Compilation album by various artists
- Released: September 4, 2007
- Genre: Rock, metal

Various artists chronology
| Viva La Bands (2005) | Viva La Bands, Volume 2 (2007) |  |

= Viva La Bands, Volume 2 =

Viva La Bands, Volume 2 is the second music compilation album by professional skateboarder and television personality Bam Margera, released on September 4, 2007. It features songs from some of Margera's favorite artists. The majority of tracks on the album could originally only be found on this disc, with a selection of the songs not released on a studio album to date.

==Track listing==
A * indicates tracks that were recorded exclusively for this album.

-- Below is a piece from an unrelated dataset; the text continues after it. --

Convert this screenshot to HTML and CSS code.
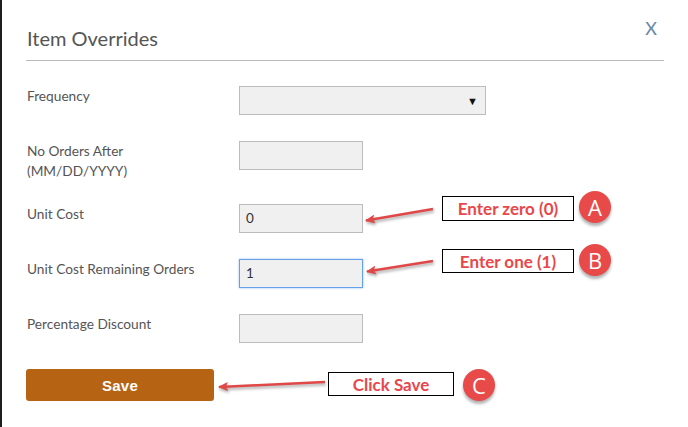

1. Clutch – "King of Arizona"*
2. In Flames – "Abnegation"
3. Children of Bodom – "Tie My Rope"*
4. CKY – "Rio Bravo" (Remix)*
5. The Sounds – "Ego"
6. Shiny Toy Guns – "Rocketship"
7. Bloodhound Gang – "Screwing You on the Beach at Night"
8. Gwar – "War Is All We Know"
9. The 69 Eyes – "Shadow of Your Love"
10. Priestess – "Lay Down"
11. Dimmu Borgir – "The Serpentine Offering"
12. Kill Hannah – "Believer"
13. Viking Skull – "Blackened Sunrise"*
14. Vains of Jenna – "Enemy in Me"*
15. A Life Once Lost – "Firewater Joyride"
16. Revolution Mother – "Come On"
17. Melody Club – "Take Me Away"
18. The Thieves – "Vacant Thoughts"
19. Malevolent Creation – "Buried in a Nameless Grave"
20. Gnarkill – "Dico at the Piano Bar"

===Bonus DVD===
Just like the previous album, Volume 1, Volume 2 was released with a bonus DVD. It contains some of the featured song's music videos and unseen footage of stunts performed by Margera and his crew. In an interview, Margera has referred to this bonus disc as being the closest thing to CKY5.

==Tour==
Coinciding with the release of the CD, there was a tour headlined by Cradle of Filth, Gwar, CKY, and Vains of Jenna. The tour lasted from September 24 to November 3, 2007, and took place all around the United States.

CKY quit the tour after lead singer Deron Miller left the band, and Chad Ginsburg broke his foot and ribs while on tour.